▶ Requirements:
Copy the data exactly as it appears, and do not include any pictures.

▶ Material provided:
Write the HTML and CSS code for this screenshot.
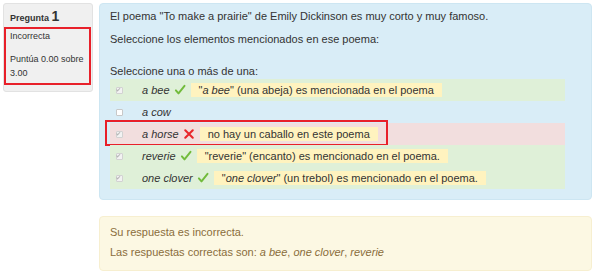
FILE: index.html
```html
<!DOCTYPE html>
<html lang="es">
<head>
<meta charset="utf-8">
<link rel="stylesheet" href="styles.css">
</head>
<body>
<div class="que">
  <div class="info">
    <h3 class="no">Pregunta <span class="qno">1</span></h3>
    <div class="mark-box">
      <div class="state">Incorrecta</div>
      <div class="grade">Puntúa 0.00 sobre 3.00</div>
    </div>
  </div>
  <div class="content">
    <div class="formulation">
      <p class="qtext">El poema "To make a prairie" de Emily Dickinson es muy corto y muy famoso.</p>
      <p class="qtext">Seleccione los elementos mencionados en ese poema:</p>
      <div class="prompt">Seleccione una o más de una:</div>
      <div class="answer">
        <div class="r correct">
          <span class="cb checked"></span>
          <span class="lbl"><i>a bee</i></span>
          <svg class="icon" viewBox="0 0 16 16"><path d="M2.5 8.5 L6 12.5 L14 2.5" fill="none" stroke="#72bb3c" stroke-width="2.6" stroke-linecap="round" stroke-linejoin="round"/></svg>
          <span class="fb">"<i>a bee</i>" (una abeja) es mencionada en el poema</span>
        </div>
        <div class="r">
          <span class="cb"></span>
          <span class="lbl"><i>a cow</i></span>
        </div>
        <div class="r incorrect">
          <span class="cb checked"></span>
          <span class="lbl"><i>a horse</i></span>
          <svg class="icon" viewBox="0 0 16 16"><path d="M3 3 L13 13 M13 3 L3 13" fill="none" stroke="#e8262c" stroke-width="2.8" stroke-linecap="round"/></svg>
          <span class="fb">no hay un caballo en este poema</span>
          <span class="annot"></span>
        </div>
        <div class="r correct">
          <span class="cb checked"></span>
          <span class="lbl"><i>reverie</i></span>
          <svg class="icon" viewBox="0 0 16 16"><path d="M2.5 8.5 L6 12.5 L14 2.5" fill="none" stroke="#72bb3c" stroke-width="2.6" stroke-linecap="round" stroke-linejoin="round"/></svg>
          <span class="fb">"reverie" (encanto) es mencionado en el poema.</span>
        </div>
        <div class="r correct">
          <span class="cb checked"></span>
          <span class="lbl"><i>one clover</i></span>
          <svg class="icon" viewBox="0 0 16 16"><path d="M2.5 8.5 L6 12.5 L14 2.5" fill="none" stroke="#72bb3c" stroke-width="2.6" stroke-linecap="round" stroke-linejoin="round"/></svg>
          <span class="fb">"<i>one clover</i>" (un trebol) es mencionado en el poema.</span>
        </div>
      </div>
    </div>
    <div class="outcome">
      <div class="line">Su respuesta es incorrecta.</div>
      <div class="line">Las respuestas correctas son: <i>a bee</i>, <i>one clover</i>, <i>reverie</i></div>
    </div>
  </div>
</div>
</body>
</html>
```
FILE: styles.css
```css
html, body {
  margin: 0;
  padding: 0;
  background: #fff;
}
body {
  font-family: "Liberation Sans", Arial, sans-serif;
  font-size: 11px;
  color: #333;
}
.que {
  display: flex;
  align-items: flex-start;
  gap: 6px;
  padding: 3px 8px 0 3px;
}
.info {
  width: 88px;
  flex: none;
  background: #f0f0f0;
  border: 1px solid #e2e2e2;
  border-radius: 3px;
  padding: 0 0 6px 0;
}
.no {
  margin: 0;
  padding: 4px 0 0 6px;
  font-size: 9px;
  font-weight: bold;
  line-height: 17px;
  color: #333;
}
.qno {
  font-size: 14px;
}
.mark-box {
  margin: 0 1px 0 0;
  border: 2px solid #e8202a;
  padding: 0 3px 3px 4px;
  font-size: 9px;
  color: #333;
}
.state {
  line-height: 14px;
  margin-bottom: 9px;
}
.grade {
  line-height: 14px;
}
.content {
  flex: 1;
  display: flex;
  flex-direction: column;
  gap: 16px;
}
.formulation {
  background: #d9edf7;
  border: 1px solid #cde6f2;
  border-radius: 4px;
  padding: 4px 26px 10px 10px;
}
.qtext {
  margin: 0 0 7px 0;
  line-height: 16px;
}
.qtext + .prompt {
  margin-top: 16px;
}
.prompt {
  line-height: 16px;
}
.answer {
  display: flex;
  flex-direction: column;
}
.r {
  position: relative;
  display: flex;
  align-items: center;
  height: 22px;
  padding-left: 6px;
}
.r.correct {
  background: #dff0d8;
}
.r.incorrect {
  background: #f2dede;
}
.cb {
  width: 5px;
  height: 5px;
  border: 1px solid #c8c8c8;
  background: #fff;
  border-radius: 1px;
  flex: none;
  margin-right: 19px;
  position: relative;
}
.cb.checked {
  background: #f2f2f2;
  border-color: #d2d2d2;
}
.cb.checked::after {
  content: "";
  position: absolute;
  left: 0px;
  top: 0px;
  width: 3px;
  height: 1px;
  border-left: 1px solid #b4b4b4;
  border-bottom: 1px solid #b4b4b4;
  transform: rotate(-45deg);
  transform-origin: 2px 2px;
}
.lbl {
  color: #333;
}
.icon {
  width: 12px;
  height: 12px;
  margin-left: 4px;
  margin-right: 5px;
  flex: none;
}
.fb {
  background: #fff3bf;
  padding: 0 8px;
  line-height: 14px;
}
.annot {
  position: absolute;
  left: -5px;
  top: -3px;
  width: 279px;
  height: 22px;
  border: 2px solid #e8202a;
  pointer-events: none;
}
.outcome {
  background: #fcf8e3;
  border: 1px solid #f7efd0;
  border-radius: 4px;
  padding: 7px 10px 10px 10px;
  color: #8a6d3b;
}
.outcome .line {
  line-height: 16px;
  margin-bottom: 4px;
}
.outcome .line:last-child {
  margin-bottom: 0;
}
```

▶ Task result:
Write the HTML and CSS code for this screenshot.
FILE: index.html
```html
<!DOCTYPE html>
<html lang="es">
<head>
<meta charset="utf-8">
<link rel="stylesheet" href="styles.css">
</head>
<body>
<div class="que">
  <div class="info">
    <h3 class="no">Pregunta <span class="qno">1</span></h3>
    <div class="mark-box">
      <div class="state">Incorrecta</div>
      <div class="grade">Puntúa 0.00 sobre 3.00</div>
    </div>
  </div>
  <div class="content">
    <div class="formulation">
      <p class="qtext">El poema "To make a prairie" de Emily Dickinson es muy corto y muy famoso.</p>
      <p class="qtext">Seleccione los elementos mencionados en ese poema:</p>
      <div class="prompt">Seleccione una o más de una:</div>
      <div class="answer">
        <div class="r correct">
          <span class="cb checked"></span>
          <span class="lbl"><i>a bee</i></span>
          <svg class="icon" viewBox="0 0 16 16"><path d="M2.5 8.5 L6 12.5 L14 2.5" fill="none" stroke="#72bb3c" stroke-width="2.6" stroke-linecap="round" stroke-linejoin="round"/></svg>
          <span class="fb">"<i>a bee</i>" (una abeja) es mencionada en el poema</span>
        </div>
        <div class="r">
          <span class="cb"></span>
          <span class="lbl"><i>a cow</i></span>
        </div>
        <div class="r incorrect">
          <span class="cb checked"></span>
          <span class="lbl"><i>a horse</i></span>
          <svg class="icon" viewBox="0 0 16 16"><path d="M3 3 L13 13 M13 3 L3 13" fill="none" stroke="#e8262c" stroke-width="2.8" stroke-linecap="round"/></svg>
          <span class="fb">no hay un caballo en este poema</span>
          <span class="annot"></span>
        </div>
        <div class="r correct">
          <span class="cb checked"></span>
          <span class="lbl"><i>reverie</i></span>
          <svg class="icon" viewBox="0 0 16 16"><path d="M2.5 8.5 L6 12.5 L14 2.5" fill="none" stroke="#72bb3c" stroke-width="2.6" stroke-linecap="round" stroke-linejoin="round"/></svg>
          <span class="fb">"reverie" (encanto) es mencionado en el poema.</span>
        </div>
        <div class="r correct">
          <span class="cb checked"></span>
          <span class="lbl"><i>one clover</i></span>
          <svg class="icon" viewBox="0 0 16 16"><path d="M2.5 8.5 L6 12.5 L14 2.5" fill="none" stroke="#72bb3c" stroke-width="2.6" stroke-linecap="round" stroke-linejoin="round"/></svg>
          <span class="fb">"<i>one clover</i>" (un trebol) es mencionado en el poema.</span>
        </div>
      </div>
    </div>
    <div class="outcome">
      <div class="line">Su respuesta es incorrecta.</div>
      <div class="line">Las respuestas correctas son: <i>a bee</i>, <i>one clover</i>, <i>reverie</i></div>
    </div>
  </div>
</div>
</body>
</html>
```
FILE: styles.css
```css
html, body {
  margin: 0;
  padding: 0;
  background: #fff;
}
body {
  font-family: "Liberation Sans", Arial, sans-serif;
  font-size: 11px;
  color: #333;
}
.que {
  display: flex;
  align-items: flex-start;
  gap: 6px;
  padding: 3px 8px 0 3px;
}
.info {
  width: 88px;
  flex: none;
  background: #f0f0f0;
  border: 1px solid #e2e2e2;
  border-radius: 3px;
  padding: 0 0 6px 0;
}
.no {
  margin: 0;
  padding: 4px 0 0 6px;
  font-size: 9px;
  font-weight: bold;
  line-height: 17px;
  color: #333;
}
.qno {
  font-size: 14px;
}
.mark-box {
  margin: 0 1px 0 0;
  border: 2px solid #e8202a;
  padding: 0 3px 3px 4px;
  font-size: 9px;
  color: #333;
}
.state {
  line-height: 14px;
  margin-bottom: 9px;
}
.grade {
  line-height: 14px;
}
.content {
  flex: 1;
  display: flex;
  flex-direction: column;
  gap: 16px;
}
.formulation {
  background: #d9edf7;
  border: 1px solid #cde6f2;
  border-radius: 4px;
  padding: 4px 26px 10px 10px;
}
.qtext {
  margin: 0 0 7px 0;
  line-height: 16px;
}
.qtext + .prompt {
  margin-top: 16px;
}
.prompt {
  line-height: 16px;
}
.answer {
  display: flex;
  flex-direction: column;
}
.r {
  position: relative;
  display: flex;
  align-items: center;
  height: 22px;
  padding-left: 6px;
}
.r.correct {
  background: #dff0d8;
}
.r.incorrect {
  background: #f2dede;
}
.cb {
  width: 5px;
  height: 5px;
  border: 1px solid #c8c8c8;
  background: #fff;
  border-radius: 1px;
  flex: none;
  margin-right: 19px;
  position: relative;
}
.cb.checked {
  background: #f2f2f2;
  border-color: #d2d2d2;
}
.cb.checked::after {
  content: "";
  position: absolute;
  left: 0px;
  top: 0px;
  width: 3px;
  height: 1px;
  border-left: 1px solid #b4b4b4;
  border-bottom: 1px solid #b4b4b4;
  transform: rotate(-45deg);
  transform-origin: 2px 2px;
}
.lbl {
  color: #333;
}
.icon {
  width: 12px;
  height: 12px;
  margin-left: 4px;
  margin-right: 5px;
  flex: none;
}
.fb {
  background: #fff3bf;
  padding: 0 8px;
  line-height: 14px;
}
.annot {
  position: absolute;
  left: -5px;
  top: -3px;
  width: 279px;
  height: 22px;
  border: 2px solid #e8202a;
  pointer-events: none;
}
.outcome {
  background: #fcf8e3;
  border: 1px solid #f7efd0;
  border-radius: 4px;
  padding: 7px 10px 10px 10px;
  color: #8a6d3b;
}
.outcome .line {
  line-height: 16px;
  margin-bottom: 4px;
}
.outcome .line:last-child {
  margin-bottom: 0;
}
```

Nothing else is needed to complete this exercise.